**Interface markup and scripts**
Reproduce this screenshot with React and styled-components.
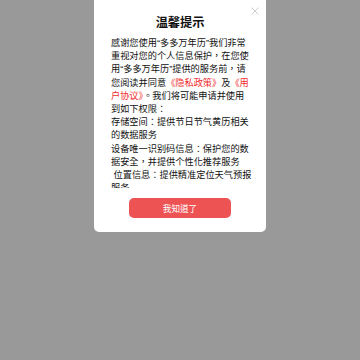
import React from 'react';
import styled, { createGlobalStyle } from 'styled-components';

const GlobalStyle = createGlobalStyle`
    html, body {
        margin: 0;
        padding: 0;
        background: #999999;
    }
    body {
        font-family: "Liberation Sans", "Noto Sans CJK TC", sans-serif;
        width: 360px;
        height: 360px;
        overflow: hidden;
    }
`

export default function App() {
    return (
        <Page>
            <GlobalStyle />
            <Dialog>
                <Close aria-label="关闭">
                    <svg width="8" height="8" viewBox="0 0 8 8">
                        <path d="M0.5 0.5 L7.5 7.5 M7.5 0.5 L0.5 7.5" stroke="#cfcfcf" strokeWidth="1" fill="none" />
                    </svg>
                </Close>
                <Title>温馨提示</Title>
                <Body>
                    <Para>
                        感谢您使用“多多万年历”我们非常重视对您的个人信息保护，在您使用“多多万年历”提供的服务前，请您阅读并同意<Link>《隐私政策》</Link>及<Link>《用户协议》</Link>。我们将可能申请并使用到如下权限：
                    </Para>
                    <Para>存储空间：提供节日节气黄历相关的数据服务</Para>
                    <Para>设备唯一识别码信息：保护您的数据安全，并提供个性化推荐服务</Para>
                    <Para> 位置信息：提供精准定位天气预报服务</Para>
                </Body>
                <Button>我知道了</Button>
            </Dialog>
        </Page>
    )
}

const Page = styled.div`
    width: 360px;
    height: 360px;
    display: flex;
    justify-content: center;
    align-items: flex-start;
`

const Dialog = styled.div`
    position: relative;
    width: 172px;
    background: #ffffff;
    border-radius: 0 0 5px 5px;
    padding: 15px 0 14px;
    display: flex;
    flex-direction: column;
    align-items: center;
`

const Close = styled.div`
    position: absolute;
    top: 7px;
    right: 7px;
    width: 8px;
    height: 8px;
    display: flex;
`

const Title = styled.div`
    font-size: 12.2px;
    line-height: 16px;
    font-weight: 700;
    color: #111111;
`

const Body = styled.div`
    width: 141px;
    margin: 6px 0 0 3px;
    height: 151px;
    overflow: hidden;
    font-size: 9.2px;
    line-height: 13.2px;
    color: #111111;
`

const Para = styled.div`
    white-space: pre-wrap;
`

const Link = styled.span`
    color: #ef2b2b;
`

const Button = styled.div`
    margin-top: 10px;
    width: 102px;
    height: 20px;
    border-radius: 5px;
    background: #ee5354;
    color: #ffffff;
    font-size: 8.6px;
    display: flex;
    align-items: center;
    justify-content: center;
`
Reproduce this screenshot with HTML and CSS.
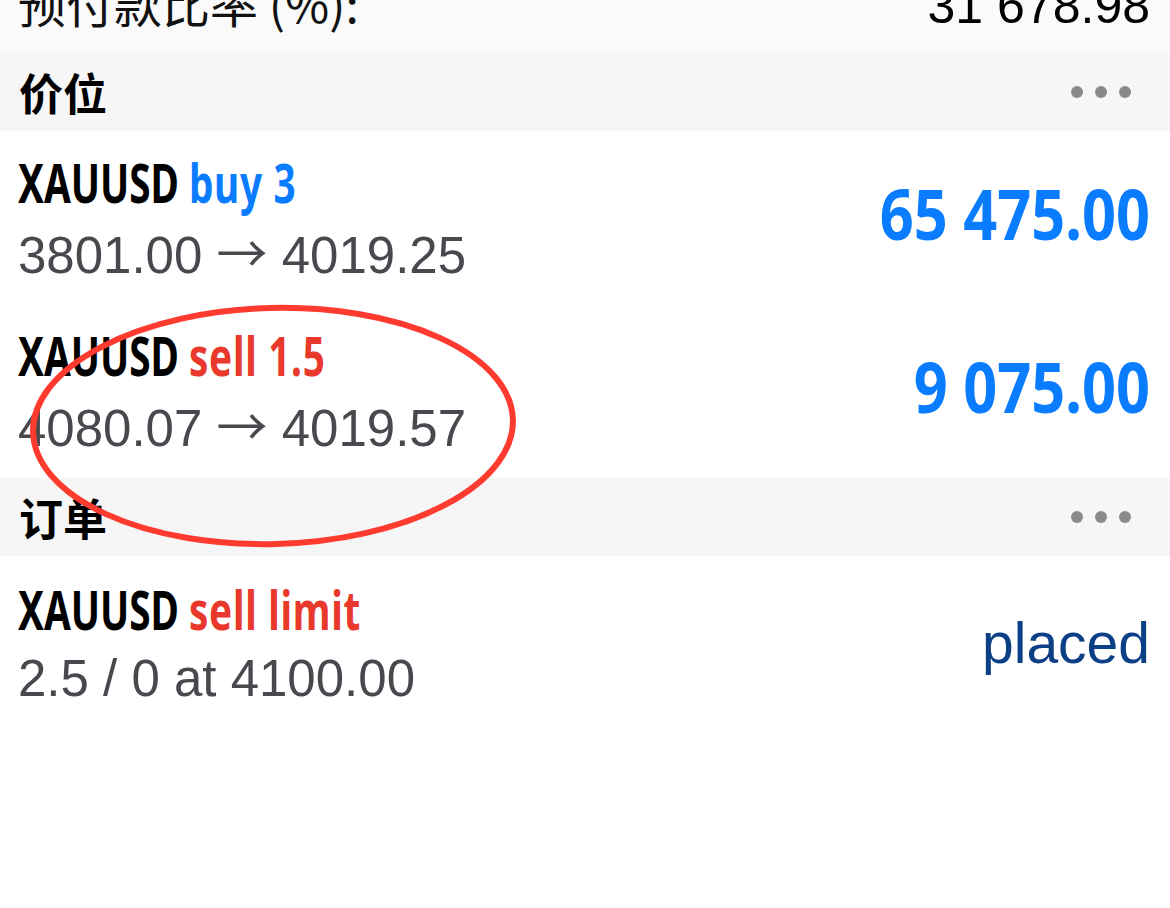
FILE: index.html
```html
<!DOCTYPE html>
<html lang="zh-CN">
<head>
    <meta charset="UTF-8">
    <meta name="viewport" content="width=device-width, initial-scale=1.0">
    <title>交易</title>
    <link rel="stylesheet" href="styles.css">
</head>
<body>
    <div class="screen">
        <div class="summary">
            <span class="summary-label">预付款比率 (%):</span>
            <span class="summary-value">31 678.98</span>
        </div>

        <div class="section-head">
            <span class="section-title">价位</span>
            <span class="more"><i></i><i></i><i></i></span>
        </div>

        <div class="row">
            <div class="row-main">
                <div class="row-title">XAUUSD <span class="buy">buy 3</span></div>
                <div class="row-sub">3801.00 <span class="arrow">→</span> 4019.25</div>
            </div>
            <div class="row-amount">65 475.00</div>
        </div>

        <div class="row">
            <div class="row-main">
                <div class="row-title">XAUUSD <span class="sell">sell 1.5</span></div>
                <div class="row-sub">4080.07 <span class="arrow">→</span> 4019.57</div>
            </div>
            <div class="row-amount">9 075.00</div>
        </div>

        <div class="section-head section-head-orders">
            <span class="section-title">订单</span>
            <span class="more"><i></i><i></i><i></i></span>
        </div>

        <div class="row">
            <div class="row-main">
                <div class="row-title">XAUUSD <span class="sell">sell limit</span></div>
                <div class="row-sub">2.5 / 0 at 4100.00</div>
            </div>
            <div class="row-status">placed</div>
        </div>

        <!-- hand-drawn highlight over the sell position -->
        <svg class="mark" width="1170" height="908" viewBox="0 0 1170 908">
            <ellipse cx="273" cy="426" rx="240" ry="118" transform="rotate(-1.5 273 426)"
                     fill="none" stroke="#ff3b30" stroke-width="6"/>
        </svg>
    </div>
</body>
</html>
```

FILE: styles.css
```css
html, body {
    margin: 0;
    padding: 0;
    background-color: #ffffff;
}

body {
    font-family: 'Liberation Sans', 'Noto Sans CJK SC', sans-serif;
    color: #000;
    overflow: hidden;
}

.screen {
    position: relative;
    width: 1170px;
    height: 908px;
    overflow: hidden;
}

.summary {
    display: flex;
    justify-content: space-between;
    align-items: flex-start;
    height: 52px;
    padding: 0 20px 0 18px;
    background-color: #fafafa;
    overflow: hidden;
    font-size: 50px;
    line-height: 50px;
}

.summary-label {
    font-family: 'Noto Sans CJK SC', sans-serif;
    font-size: 48px;
    color: #111;
    margin-top: -23px;
}

.summary-value {
    margin-top: -19px;
}

.section-head {
    display: flex;
    justify-content: space-between;
    align-items: center;
    height: 79px;
    padding: 0 39px 0 19px;
    background-color: #f6f6f6;
}

.section-head-orders {
    height: 78px;
}

.section-title {
    font-family: 'Noto Sans CJK SC', sans-serif;
    font-weight: bold;
    font-size: 44px;
    line-height: 44px;
}

.more {
    display: flex;
    gap: 12px;
}

.more i {
    display: block;
    width: 12px;
    height: 12px;
    border-radius: 50%;
    background-color: #8a8a8a;
}

.row {
    display: flex;
    justify-content: space-between;
    align-items: center;
    height: 173.5px;
    box-sizing: border-box;
    padding: 0 20px 0 18px;
    background-color: #ffffff;
}

/* no condensed face installed, so the bold titles are narrowed by hand */
.row-title {
    font-family: 'Noto Sans', sans-serif;
    font-weight: bold;
    font-size: 53px;
    line-height: 71px;
    transform: scaleX(0.73);
    transform-origin: left center;
    margin-top: 2px;
    margin-bottom: -2px;
}

.buy,
.sell {
    letter-spacing: 1px;
}

.buy {
    color: #0a7cff;
}

.sell {
    color: #e8392c;
}

.row-sub {
    font-size: 51px;
    line-height: 71px;
    color: #48484e;
}

.arrow {
    font-family: 'Noto Sans CJK SC', sans-serif;
}

.row-amount {
    font-family: 'Noto Sans', sans-serif;
    font-weight: bold;
    font-size: 70px;
    color: #0a7cff;
    transform: scaleX(0.85);
    transform-origin: right center;
    margin-bottom: 10px;
}

.row-status {
    font-size: 57px;
    color: #0b3f86;
}

.mark {
    position: absolute;
    left: 0;
    top: 0;
    pointer-events: none;
}
```
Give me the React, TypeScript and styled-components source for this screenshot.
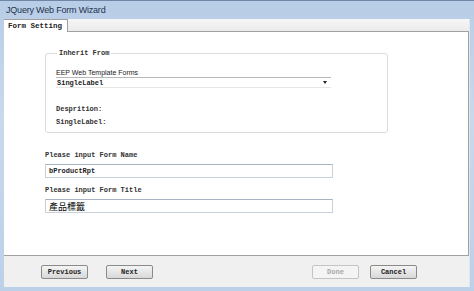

**Work required**
Pull out all lines containing the word "components" from the entries above.

**Complete output**
Reproduce this screenshot with React and styled-components.
import styled, { createGlobalStyle } from 'styled-components';
Give me the React, TypeScript and styled-components source for this screenshot.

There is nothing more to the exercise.